Hoy, a lo sumo, cada mes de octubre escriben algún artículo para recordar “la efeméride”. Los del 2018, por cierto, se titulaban: “Libia, del infierno con Gadafi a la pesadilla sin él”.
En estos textos mencionaban, como quien no tuvo nada que ver, que hoy Libia está dividida en al menos 5 o 6 grupos/centros de poder (Trípoli, Misrata, Sirte, Tobruk y Al Baida, Bengasi); que en Sabrata (una ciudad costera del este) antes la gente se dedicaba a la pesca, el comercio y el turismo, pero hoy una parte de la población gana dinero con el tráfico humano. Cada día salen de las costas libias miles y miles de inmigrantes dispuestos a morir en el Mediterráneo; los recursos del petróleo ya no van destinados a los libios (el crudo parte en buques estadounidenses, franceses, que nada dejan) y la producción ha bajado un tercio; hay millones de personas con necesidad de recibir la famosa ayuda internacional pero ya nadie los nombra, y según Amnistía internacional: “todos los bandos cometen cotidianamente crímenes de guerra”
Ahora, usted puede comentar este texto y decirme que “la migración venezolana también crece cada día”, que “la producción de PDVSA no ha parado de caer”, que “hay tal o cual grado de corrupción”,  y está bien: yo le daré la razón.
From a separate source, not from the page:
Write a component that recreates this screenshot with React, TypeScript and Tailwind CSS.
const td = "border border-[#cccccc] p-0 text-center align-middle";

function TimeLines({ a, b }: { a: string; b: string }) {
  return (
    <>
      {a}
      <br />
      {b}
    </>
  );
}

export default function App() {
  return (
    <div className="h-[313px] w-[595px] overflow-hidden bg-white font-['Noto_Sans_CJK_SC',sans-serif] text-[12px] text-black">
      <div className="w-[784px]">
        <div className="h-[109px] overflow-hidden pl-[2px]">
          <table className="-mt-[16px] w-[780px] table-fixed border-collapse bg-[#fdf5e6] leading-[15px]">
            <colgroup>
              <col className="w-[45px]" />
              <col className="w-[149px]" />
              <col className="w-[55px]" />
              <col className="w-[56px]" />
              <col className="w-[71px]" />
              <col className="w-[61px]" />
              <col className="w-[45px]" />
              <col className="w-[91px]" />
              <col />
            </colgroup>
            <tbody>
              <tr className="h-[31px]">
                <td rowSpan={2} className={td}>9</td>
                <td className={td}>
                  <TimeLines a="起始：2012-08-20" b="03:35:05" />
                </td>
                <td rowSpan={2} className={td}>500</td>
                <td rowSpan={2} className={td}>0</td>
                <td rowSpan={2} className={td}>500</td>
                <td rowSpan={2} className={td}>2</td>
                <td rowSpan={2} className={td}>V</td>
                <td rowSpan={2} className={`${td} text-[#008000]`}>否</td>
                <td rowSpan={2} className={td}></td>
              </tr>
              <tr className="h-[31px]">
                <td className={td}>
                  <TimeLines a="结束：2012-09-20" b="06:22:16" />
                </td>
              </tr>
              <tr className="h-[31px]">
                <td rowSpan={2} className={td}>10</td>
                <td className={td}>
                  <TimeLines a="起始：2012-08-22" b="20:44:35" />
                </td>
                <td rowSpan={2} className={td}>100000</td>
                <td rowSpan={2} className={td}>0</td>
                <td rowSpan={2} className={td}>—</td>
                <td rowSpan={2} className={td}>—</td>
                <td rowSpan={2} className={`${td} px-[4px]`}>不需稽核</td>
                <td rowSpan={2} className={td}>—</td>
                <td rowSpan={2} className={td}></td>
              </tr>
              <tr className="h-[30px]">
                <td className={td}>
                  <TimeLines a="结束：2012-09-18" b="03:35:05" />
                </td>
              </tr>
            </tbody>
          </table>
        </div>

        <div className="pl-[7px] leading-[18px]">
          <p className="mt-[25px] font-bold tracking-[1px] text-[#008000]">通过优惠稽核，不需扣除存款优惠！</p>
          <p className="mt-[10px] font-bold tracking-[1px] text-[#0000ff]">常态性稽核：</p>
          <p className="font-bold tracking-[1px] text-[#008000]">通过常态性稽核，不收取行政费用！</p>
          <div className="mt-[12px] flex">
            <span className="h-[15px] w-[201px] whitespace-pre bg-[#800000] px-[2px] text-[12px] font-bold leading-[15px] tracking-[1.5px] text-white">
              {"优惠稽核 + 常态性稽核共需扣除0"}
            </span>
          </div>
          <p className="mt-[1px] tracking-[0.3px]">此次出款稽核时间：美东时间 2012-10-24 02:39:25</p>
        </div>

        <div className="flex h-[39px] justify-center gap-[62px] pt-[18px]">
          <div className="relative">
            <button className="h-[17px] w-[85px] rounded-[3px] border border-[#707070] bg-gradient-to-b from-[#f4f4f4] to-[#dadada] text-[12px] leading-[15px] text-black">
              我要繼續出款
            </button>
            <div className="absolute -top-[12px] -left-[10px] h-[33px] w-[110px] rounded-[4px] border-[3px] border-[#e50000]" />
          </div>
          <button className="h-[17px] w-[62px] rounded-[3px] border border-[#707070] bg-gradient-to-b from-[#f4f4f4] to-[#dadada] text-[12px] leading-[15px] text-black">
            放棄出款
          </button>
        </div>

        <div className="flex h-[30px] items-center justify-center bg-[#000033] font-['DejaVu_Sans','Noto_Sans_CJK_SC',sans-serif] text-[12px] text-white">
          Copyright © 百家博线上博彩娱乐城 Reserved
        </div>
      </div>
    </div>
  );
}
Pero, sepa algo: ninguno de sus argumentos, nunca, jamás, serán tan fuertes como para convencerme de que necesitamos una guerra, así que siga de largo y no pierda su tiempo acá.
Sigo: en la tensa calma.
Mientras tanto, otros también continúan en su cotidianidad: Y como el dólar ha bajado, pues ya no piden los “50 $” que pedían ayer por tal o cual reparación sino que suben la cosa a “100”, sueltan rumores, atacan al otro.
Como nación, podemos perderlo todo (incluso aquellos que creen que ya no hay nada que perder). Pero, algunos insisten en seguir jodiendo el parque.

Amanecerá y sabremos… si la tensión deja a la calma reinar.